*SET TASK*. Give the number of lines below that contain "index", with no other output.

*DATA SECTION*.
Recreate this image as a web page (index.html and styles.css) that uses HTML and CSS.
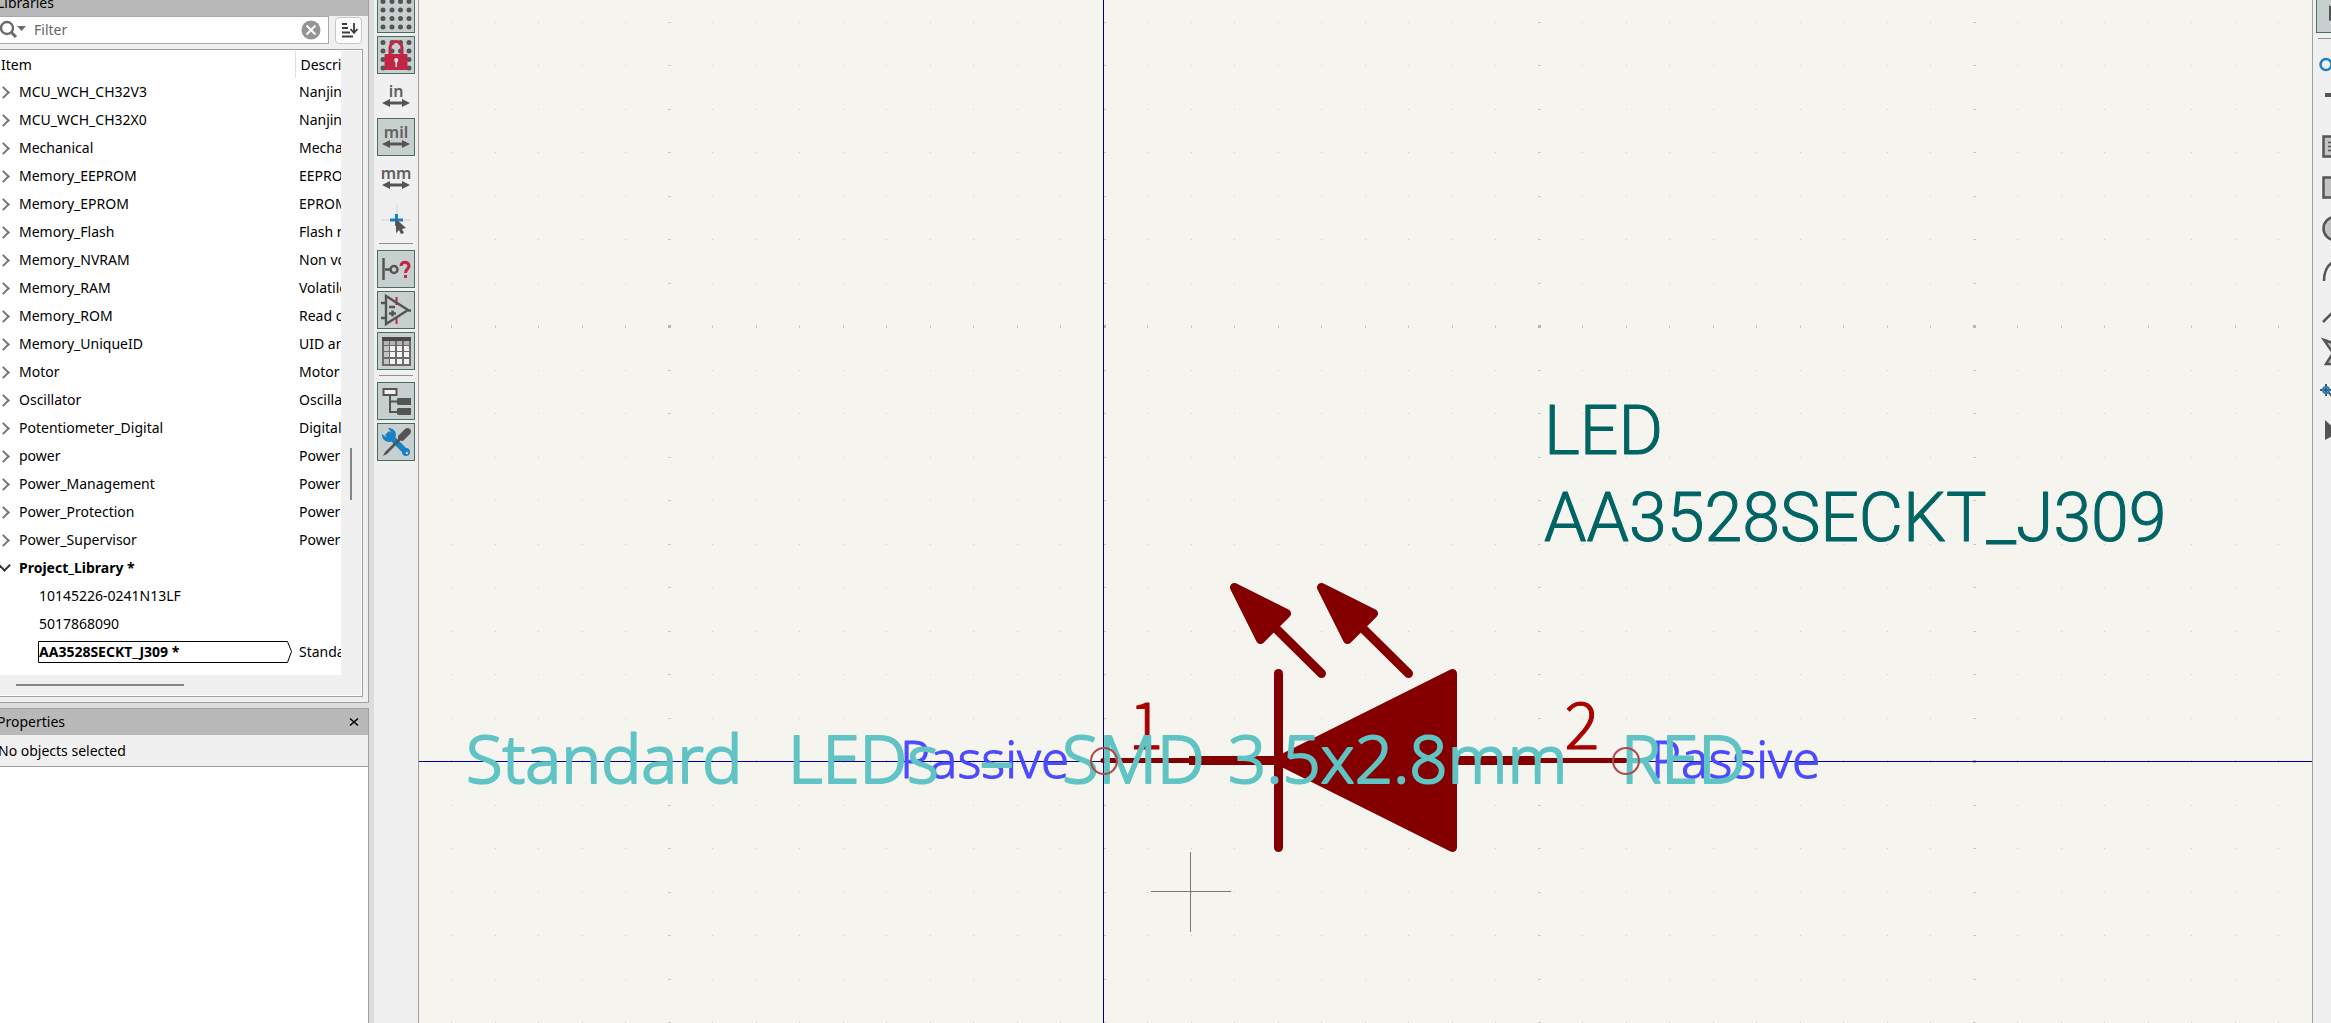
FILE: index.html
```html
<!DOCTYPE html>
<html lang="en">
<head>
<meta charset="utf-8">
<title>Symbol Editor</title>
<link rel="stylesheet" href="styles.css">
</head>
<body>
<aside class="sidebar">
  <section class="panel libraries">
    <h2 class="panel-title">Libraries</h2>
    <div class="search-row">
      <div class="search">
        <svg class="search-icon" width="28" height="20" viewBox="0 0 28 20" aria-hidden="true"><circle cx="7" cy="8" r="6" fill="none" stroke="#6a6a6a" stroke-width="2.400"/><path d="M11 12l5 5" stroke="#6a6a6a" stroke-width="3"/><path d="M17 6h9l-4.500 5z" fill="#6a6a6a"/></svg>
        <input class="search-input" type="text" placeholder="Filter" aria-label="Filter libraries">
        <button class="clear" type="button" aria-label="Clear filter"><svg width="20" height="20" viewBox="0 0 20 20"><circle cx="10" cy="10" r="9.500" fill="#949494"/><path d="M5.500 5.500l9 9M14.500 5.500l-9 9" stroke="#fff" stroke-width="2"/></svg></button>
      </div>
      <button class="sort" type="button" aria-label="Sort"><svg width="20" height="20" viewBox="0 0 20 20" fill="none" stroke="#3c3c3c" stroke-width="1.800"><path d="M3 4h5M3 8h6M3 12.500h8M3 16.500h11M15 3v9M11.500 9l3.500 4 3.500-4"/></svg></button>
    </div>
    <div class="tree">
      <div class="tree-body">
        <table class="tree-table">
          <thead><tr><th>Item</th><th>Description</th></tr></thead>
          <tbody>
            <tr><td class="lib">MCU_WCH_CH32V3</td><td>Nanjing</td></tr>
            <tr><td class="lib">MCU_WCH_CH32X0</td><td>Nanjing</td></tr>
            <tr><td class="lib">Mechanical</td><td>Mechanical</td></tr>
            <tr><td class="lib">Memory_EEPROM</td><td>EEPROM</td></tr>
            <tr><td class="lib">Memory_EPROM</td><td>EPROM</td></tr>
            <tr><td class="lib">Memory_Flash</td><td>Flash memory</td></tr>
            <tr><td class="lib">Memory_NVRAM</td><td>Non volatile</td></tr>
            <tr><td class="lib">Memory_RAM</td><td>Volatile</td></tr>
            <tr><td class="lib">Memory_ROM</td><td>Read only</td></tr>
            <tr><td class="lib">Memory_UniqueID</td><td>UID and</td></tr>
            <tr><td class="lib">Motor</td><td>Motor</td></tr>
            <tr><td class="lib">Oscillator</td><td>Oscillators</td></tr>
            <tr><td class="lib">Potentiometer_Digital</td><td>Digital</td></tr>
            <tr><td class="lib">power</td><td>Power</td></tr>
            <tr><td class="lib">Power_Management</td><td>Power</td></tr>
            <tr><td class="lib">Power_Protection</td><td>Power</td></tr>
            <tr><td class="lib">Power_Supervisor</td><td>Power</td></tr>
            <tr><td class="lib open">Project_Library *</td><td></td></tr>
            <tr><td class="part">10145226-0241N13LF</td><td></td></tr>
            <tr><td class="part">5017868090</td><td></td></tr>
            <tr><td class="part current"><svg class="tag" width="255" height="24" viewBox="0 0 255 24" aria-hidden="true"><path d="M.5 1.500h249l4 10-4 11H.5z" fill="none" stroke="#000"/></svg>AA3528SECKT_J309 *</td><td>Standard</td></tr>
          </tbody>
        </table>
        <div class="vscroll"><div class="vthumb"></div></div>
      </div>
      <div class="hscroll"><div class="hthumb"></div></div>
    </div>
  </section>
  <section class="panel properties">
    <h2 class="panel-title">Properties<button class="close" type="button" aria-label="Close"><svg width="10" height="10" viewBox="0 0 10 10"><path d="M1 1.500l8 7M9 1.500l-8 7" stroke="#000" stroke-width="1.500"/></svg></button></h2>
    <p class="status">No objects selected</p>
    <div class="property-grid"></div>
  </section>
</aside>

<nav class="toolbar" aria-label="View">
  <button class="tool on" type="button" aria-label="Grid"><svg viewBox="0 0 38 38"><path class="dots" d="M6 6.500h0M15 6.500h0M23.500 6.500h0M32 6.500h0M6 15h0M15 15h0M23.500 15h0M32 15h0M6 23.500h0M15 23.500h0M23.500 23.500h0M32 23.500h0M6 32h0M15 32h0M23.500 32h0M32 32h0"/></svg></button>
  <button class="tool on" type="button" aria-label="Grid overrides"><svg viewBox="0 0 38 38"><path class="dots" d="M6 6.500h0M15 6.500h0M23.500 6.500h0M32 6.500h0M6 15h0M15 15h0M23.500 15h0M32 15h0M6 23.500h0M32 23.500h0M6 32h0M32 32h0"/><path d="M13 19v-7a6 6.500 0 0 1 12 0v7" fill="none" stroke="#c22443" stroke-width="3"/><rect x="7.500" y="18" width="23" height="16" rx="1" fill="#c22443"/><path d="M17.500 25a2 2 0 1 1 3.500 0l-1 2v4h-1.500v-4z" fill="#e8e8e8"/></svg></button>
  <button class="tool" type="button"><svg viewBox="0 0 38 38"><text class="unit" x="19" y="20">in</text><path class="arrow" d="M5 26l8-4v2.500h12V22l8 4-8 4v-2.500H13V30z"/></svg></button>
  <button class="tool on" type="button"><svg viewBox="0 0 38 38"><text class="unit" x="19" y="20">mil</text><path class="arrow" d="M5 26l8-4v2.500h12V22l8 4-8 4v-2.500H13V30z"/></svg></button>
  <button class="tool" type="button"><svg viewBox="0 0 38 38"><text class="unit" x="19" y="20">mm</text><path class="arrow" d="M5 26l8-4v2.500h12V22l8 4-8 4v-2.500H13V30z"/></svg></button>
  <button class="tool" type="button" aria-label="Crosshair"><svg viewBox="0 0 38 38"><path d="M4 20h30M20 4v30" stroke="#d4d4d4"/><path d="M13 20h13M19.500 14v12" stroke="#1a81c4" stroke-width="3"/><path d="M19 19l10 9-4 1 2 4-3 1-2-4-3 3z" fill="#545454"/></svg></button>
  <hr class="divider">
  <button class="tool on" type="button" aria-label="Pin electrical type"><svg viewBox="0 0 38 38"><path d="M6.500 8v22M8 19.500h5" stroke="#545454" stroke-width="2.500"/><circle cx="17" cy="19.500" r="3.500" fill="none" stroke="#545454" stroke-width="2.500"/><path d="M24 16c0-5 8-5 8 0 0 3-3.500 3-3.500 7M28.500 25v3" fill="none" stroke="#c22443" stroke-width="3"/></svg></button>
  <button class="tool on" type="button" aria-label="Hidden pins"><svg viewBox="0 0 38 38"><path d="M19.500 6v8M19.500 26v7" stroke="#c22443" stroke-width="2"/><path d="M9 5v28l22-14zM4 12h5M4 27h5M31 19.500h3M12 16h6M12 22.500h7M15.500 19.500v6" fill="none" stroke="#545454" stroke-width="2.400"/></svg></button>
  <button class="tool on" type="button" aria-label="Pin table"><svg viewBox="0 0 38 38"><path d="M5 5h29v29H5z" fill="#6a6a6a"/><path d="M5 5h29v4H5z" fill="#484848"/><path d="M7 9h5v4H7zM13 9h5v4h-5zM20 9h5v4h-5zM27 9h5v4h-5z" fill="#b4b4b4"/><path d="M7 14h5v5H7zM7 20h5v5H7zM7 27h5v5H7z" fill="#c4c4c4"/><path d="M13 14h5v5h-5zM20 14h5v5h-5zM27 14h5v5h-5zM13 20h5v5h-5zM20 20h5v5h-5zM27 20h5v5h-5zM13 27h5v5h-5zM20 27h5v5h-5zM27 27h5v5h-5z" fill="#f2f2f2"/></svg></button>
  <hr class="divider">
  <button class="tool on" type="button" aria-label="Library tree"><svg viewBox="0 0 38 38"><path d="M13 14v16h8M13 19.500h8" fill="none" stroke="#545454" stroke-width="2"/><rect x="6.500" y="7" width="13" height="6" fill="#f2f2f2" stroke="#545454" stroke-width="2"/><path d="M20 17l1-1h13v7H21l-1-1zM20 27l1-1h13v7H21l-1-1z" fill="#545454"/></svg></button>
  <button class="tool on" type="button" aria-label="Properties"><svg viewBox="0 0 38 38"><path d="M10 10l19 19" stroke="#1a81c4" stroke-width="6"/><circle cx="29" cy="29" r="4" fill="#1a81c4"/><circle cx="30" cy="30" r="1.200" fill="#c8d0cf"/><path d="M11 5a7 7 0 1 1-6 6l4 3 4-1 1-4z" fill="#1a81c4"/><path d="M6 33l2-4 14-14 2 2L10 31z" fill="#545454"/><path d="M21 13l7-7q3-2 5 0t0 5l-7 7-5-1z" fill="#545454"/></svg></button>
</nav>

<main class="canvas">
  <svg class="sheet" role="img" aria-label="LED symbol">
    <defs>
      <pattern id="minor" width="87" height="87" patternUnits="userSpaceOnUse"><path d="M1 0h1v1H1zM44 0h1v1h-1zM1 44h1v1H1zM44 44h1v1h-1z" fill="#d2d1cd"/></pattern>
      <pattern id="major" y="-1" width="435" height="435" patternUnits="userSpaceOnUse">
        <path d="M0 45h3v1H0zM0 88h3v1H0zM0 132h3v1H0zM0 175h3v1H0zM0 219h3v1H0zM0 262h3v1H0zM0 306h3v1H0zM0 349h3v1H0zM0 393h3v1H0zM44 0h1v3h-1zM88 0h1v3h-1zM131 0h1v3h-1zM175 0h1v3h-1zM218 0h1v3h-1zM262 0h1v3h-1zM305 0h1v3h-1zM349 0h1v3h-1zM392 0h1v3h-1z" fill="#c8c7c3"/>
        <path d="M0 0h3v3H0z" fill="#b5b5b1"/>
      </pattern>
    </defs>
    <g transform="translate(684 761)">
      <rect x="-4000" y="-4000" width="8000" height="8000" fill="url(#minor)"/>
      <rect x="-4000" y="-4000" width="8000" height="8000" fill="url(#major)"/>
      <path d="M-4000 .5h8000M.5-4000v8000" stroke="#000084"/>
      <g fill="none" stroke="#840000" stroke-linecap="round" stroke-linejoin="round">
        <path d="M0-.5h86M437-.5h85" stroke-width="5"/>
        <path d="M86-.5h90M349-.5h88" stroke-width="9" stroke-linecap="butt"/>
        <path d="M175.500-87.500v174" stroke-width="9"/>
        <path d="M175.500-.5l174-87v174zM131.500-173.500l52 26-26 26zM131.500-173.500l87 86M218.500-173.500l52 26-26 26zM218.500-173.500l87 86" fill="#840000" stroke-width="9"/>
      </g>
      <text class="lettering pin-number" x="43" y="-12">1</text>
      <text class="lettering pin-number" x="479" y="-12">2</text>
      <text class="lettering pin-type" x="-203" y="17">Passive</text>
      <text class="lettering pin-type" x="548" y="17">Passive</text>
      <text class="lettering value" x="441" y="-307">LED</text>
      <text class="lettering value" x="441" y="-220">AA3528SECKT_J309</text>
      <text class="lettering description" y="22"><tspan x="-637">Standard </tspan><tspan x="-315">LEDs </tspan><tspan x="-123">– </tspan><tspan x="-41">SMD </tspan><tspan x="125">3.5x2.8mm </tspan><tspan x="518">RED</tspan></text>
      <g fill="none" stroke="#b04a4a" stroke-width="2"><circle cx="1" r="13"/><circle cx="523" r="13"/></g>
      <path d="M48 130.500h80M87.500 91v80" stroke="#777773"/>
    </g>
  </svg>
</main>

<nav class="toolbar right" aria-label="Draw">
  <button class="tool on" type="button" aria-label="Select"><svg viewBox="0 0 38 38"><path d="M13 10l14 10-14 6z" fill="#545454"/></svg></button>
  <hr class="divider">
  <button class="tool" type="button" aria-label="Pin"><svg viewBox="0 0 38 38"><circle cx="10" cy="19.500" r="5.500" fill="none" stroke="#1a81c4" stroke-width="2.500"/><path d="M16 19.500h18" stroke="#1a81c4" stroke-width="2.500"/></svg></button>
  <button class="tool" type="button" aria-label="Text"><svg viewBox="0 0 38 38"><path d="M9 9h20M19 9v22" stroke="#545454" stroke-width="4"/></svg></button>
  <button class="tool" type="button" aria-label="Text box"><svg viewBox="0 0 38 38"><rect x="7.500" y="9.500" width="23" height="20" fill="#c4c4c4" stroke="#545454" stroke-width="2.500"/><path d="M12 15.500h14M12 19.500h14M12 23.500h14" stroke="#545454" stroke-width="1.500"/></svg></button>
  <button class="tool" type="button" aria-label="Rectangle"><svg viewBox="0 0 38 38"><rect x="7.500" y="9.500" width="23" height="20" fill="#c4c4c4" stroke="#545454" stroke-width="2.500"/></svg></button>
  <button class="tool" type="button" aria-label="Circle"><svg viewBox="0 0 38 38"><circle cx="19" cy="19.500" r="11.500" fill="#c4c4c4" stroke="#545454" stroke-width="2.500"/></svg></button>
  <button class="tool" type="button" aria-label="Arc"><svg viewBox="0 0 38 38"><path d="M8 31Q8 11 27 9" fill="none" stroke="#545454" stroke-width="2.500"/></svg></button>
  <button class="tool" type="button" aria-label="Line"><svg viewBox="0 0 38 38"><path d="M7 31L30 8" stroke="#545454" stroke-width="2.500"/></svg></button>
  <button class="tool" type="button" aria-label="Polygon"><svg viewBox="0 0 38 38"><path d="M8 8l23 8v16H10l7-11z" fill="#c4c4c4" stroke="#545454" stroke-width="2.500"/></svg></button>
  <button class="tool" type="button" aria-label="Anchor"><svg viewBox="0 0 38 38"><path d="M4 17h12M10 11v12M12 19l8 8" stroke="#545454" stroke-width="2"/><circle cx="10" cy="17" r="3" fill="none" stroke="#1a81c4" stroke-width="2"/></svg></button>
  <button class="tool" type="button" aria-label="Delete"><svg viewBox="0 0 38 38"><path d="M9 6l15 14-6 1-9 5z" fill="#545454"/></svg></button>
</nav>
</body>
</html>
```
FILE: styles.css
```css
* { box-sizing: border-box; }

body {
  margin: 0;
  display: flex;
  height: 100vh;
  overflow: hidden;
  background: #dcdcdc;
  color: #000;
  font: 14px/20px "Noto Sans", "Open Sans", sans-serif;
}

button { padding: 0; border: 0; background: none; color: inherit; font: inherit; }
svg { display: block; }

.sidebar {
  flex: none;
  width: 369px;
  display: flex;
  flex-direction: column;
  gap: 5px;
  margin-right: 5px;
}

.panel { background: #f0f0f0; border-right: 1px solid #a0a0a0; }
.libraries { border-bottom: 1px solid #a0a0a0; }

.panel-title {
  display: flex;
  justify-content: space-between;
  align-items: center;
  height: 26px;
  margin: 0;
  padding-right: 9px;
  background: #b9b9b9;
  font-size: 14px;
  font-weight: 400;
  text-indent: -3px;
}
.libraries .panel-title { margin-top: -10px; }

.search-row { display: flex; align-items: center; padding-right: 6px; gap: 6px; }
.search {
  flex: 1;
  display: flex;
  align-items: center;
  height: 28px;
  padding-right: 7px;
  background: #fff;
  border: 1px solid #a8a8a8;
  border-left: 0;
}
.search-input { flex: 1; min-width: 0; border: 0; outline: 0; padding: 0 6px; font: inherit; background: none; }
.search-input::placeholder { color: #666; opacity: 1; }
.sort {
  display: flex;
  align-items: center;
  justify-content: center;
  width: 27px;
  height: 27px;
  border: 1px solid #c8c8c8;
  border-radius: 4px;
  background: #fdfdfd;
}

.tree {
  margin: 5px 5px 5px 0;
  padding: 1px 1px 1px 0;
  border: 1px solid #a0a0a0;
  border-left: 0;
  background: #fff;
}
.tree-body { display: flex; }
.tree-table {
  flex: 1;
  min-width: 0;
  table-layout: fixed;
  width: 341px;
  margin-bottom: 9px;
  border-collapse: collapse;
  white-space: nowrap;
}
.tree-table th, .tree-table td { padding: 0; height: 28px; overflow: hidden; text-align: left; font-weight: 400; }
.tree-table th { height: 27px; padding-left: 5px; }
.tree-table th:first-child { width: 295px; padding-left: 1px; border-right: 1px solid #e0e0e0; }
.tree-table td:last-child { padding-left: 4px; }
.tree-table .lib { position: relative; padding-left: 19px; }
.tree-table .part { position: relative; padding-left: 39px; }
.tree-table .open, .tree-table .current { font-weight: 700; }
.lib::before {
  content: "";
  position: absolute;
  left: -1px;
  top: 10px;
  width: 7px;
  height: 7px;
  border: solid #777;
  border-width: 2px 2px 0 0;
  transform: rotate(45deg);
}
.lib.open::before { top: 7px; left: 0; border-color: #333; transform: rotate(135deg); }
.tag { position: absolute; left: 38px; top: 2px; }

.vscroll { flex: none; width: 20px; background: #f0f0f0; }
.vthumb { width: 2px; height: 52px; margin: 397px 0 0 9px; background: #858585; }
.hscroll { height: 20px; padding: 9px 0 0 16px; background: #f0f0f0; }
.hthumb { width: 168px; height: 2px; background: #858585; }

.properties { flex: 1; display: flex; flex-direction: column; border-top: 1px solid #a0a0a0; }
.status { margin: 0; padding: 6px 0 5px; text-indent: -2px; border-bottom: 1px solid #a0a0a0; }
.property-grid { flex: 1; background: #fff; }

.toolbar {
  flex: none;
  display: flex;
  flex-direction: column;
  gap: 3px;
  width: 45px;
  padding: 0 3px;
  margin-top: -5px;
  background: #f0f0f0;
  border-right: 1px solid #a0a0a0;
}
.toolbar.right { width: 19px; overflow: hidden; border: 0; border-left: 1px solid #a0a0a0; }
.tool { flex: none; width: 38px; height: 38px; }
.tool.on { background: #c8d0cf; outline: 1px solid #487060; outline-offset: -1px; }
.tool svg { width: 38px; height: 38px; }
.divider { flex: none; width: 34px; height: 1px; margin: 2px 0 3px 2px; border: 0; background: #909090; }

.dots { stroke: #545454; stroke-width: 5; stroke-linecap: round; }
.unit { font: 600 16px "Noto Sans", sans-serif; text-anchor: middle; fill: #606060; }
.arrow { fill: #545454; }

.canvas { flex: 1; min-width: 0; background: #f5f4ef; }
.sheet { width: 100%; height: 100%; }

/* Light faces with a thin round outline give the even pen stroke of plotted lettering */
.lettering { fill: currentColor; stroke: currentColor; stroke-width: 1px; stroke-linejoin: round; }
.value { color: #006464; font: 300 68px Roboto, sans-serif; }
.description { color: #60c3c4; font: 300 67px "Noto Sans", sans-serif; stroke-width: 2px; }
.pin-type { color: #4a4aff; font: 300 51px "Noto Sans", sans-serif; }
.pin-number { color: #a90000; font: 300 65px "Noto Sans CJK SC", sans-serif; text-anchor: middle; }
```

*TASK RESPONSE*. 2